The Congressional Budget Office (CBO) recently published updated cost estimates associated with the Affordable Care Act (ACA) through 2024. These latest estimates come in at more than $100 billion less than previous estimates from February. In total, the health insurance provisions of the law – including subsidies for purchasing private coverage on the exchanges and the costs associated with Medicaid expansion – are estimated to cost a total $1.8 trillion between 2015 and 2024, which is about 7 percent less than previously estimated. The source of the reduced costs is largely attributable to lower premiums. These lower premiums are driven by exchange plans’ anticipated lower provider payment rates, narrow provider networks, and more tightly managed care.
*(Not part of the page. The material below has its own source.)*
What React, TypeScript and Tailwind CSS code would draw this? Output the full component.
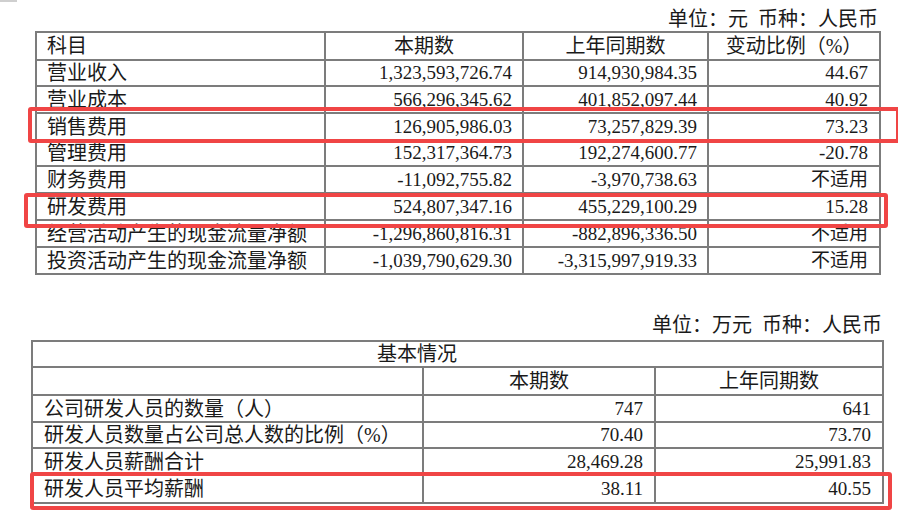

Additionally, the latest CBO report estimates that an average of 6 million Americans will be enrolled in exchange plans over the course of 2014. At any given point in time, the total number of people enrolled in exchange plans may exceed this estimate, but CBO explains that some individuals may come in and out of exchange coverage due to changes employment status, other qualifying events, or even a failure to pay premiums. CBO further estimates that 7 million more people will be covered by Medicaid in 2014 than would have been in the absence of the ACA.
While the numbers are looking good for the administration all around, the coming months and years will reveal whether patients and ACA proponents can stomach the insurer tactics driving these cost-savings or ultimately conclude that it impedes access to care — a topic we explored in our recent post on What’s Next for Obamacare.